По прищуру Никиты можно было догадаться о том, что вопрос будет с подковыркой.
— Валяй, — разрешил Данилов, выключая поочередно телевизор и плеер.
«У традиционного ковбоя в каждой руке по „кольту“, у современного — по пульту», — подумал он.
— Ты любишь спортивный стиль, потому что это просто удобно или здесь присутствует какая-то философия?
— Потому что это удобно. — Модная тенденция искать философские предпосылки во всем, в чем только можно, сильно забавляла Данилова. — Но можно сказать, что мое врожденное стремление к свободе не позволяет мне втискивать свою личность в узкие рамки традиционного мужского костюма и фиксировать для надежности галстуком. Так что философия тоже присутствует.
— Тебе бы книжки писать, — похвалил Никита и ушел к себе.
Новый день у Никиты традиционно начинался под музыку. Сегодня Данилов услышал нечто новое с уклоном то ли в декаданс, то ли в готику. Самое то для переходного возраста, когда кажется, что самое лучшее в жизни давно прожито и впереди только грусть-тоска.
Я забываю, ты волнуешься где-то там,
Ждешь меня, а может быть, нет,
Я вернусь, не плачь, только посижу чуть-чуть,
Еще раз в кафе «Последний путь».
И я сижу один, на столе портвейн,
Я размешаю осадок гвоздем,
С пьяным музыкантом что-то споем,
Бурлит портвейн, и мне уже не встать.
Билли (Вадим) Новик, «Кафе „Последний путь“».
«Когда портвейн начинает бурлить, тут уж, конечно, не встанешь, — подумал Данилов, — а размешивать осадок гвоздем — это здорово, это, можно сказать, концептуально».
Финальный куплет песни Данилов слушал уже в комнате Никиты:
Всю ночь сижу, клюю носом за столом,
Но настигает зимний жидкий рассвет,
Я задыхаюсь, я с трудом ловлю воздух ртом,
В мой последний путь другой дороги нет.
— Неужели понравилось? — удивился Никита, нажимая «паузу» на музыкальном центре.
— Что за перцы? — ответил вопросом на вопрос Данилов.
— Группа «Биллис Бэнд», питерская.
— В мировой музыке все лучшее из Лондона и Нового Орлеана, а в нашей — из Питера.
— Так нравится или нет?
— Мрачновато, но вставляет, — ответил Данилов.
— Как игра на скрипке.

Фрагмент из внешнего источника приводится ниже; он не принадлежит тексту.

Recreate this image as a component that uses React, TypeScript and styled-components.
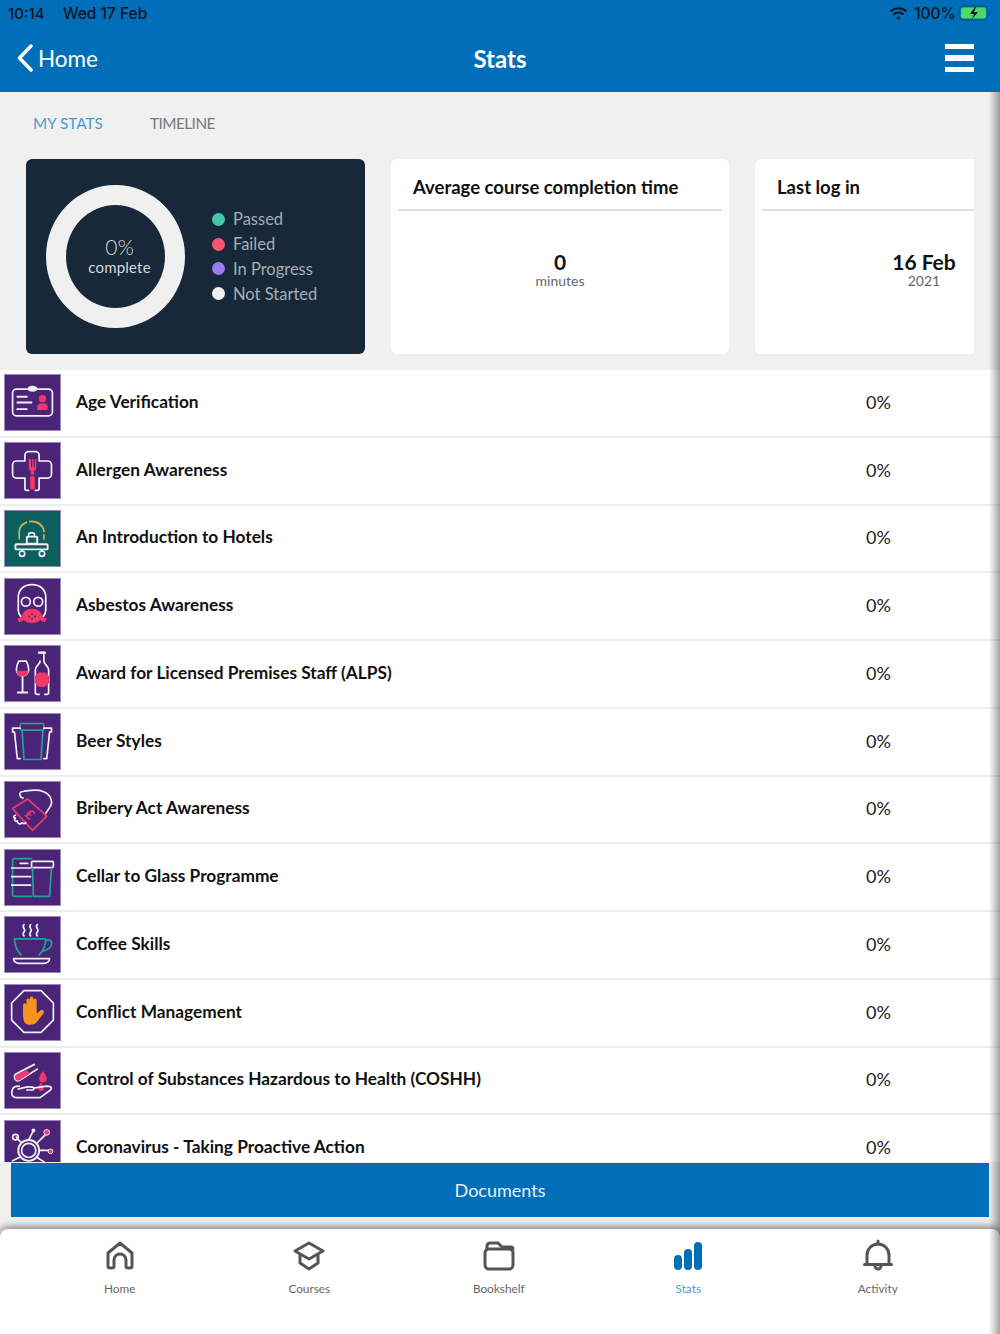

Бывает, что грустно, даже уныло, а слушать приятно.
— «Уныло», — передразнил Данилов. — Уж не хочешь ли ты сказать, что я…
— Я о музыке, — поспешно сказал Никита, явно не поняв, что Данилов шутит.
— Тогда живи, — разрешил Данилов и ушел досматривать фильм.
Елена вернулась около полудня. Приехала не то чтобы злая, но малость взвинченная.
— Ну что за народ! — с порога начала она. — Как на работу устраиваться — так ангелы, а на деле оказываются…
— Черти, — подсказал Данилов.
— Хуже! Даже и не знаю, какие слова подобрать, если не матерные! Бригада «Скорой» устроила драку в кардиоблоке сто двадцатой больницы, как тебе такая новость?
— Бригада с твоей подстанции?
Каждый директор регионального объединения московской станции «Скорой помощи» совмещает свои обязанности с заведованием одной из подстанций, входящих в объединение.
— С моей, с моей. Даже зло сорвать не на ком — кругом сама виновата.
— Привет, мам! — Никита на несколько секунд выглянул из своей комнаты.
— Привет! — коротко ответила Елена, не поинтересовавшись ни тем, как спало чадушко, ни тем, завтракало ли оно.
Поняв, что мать пребывает далеко не в лучшем расположении духа, Никита разумно воздержался от напоминания насчет покупки кроссовок.
— Есть будешь? — спросил Данилов.
— Скоро уже обедать… хотя у тебя, кажется, оставались бутерброды?
— Бутерброды в нашем доме не остаются. Мой руки, а я сделаю новые. Много тебе?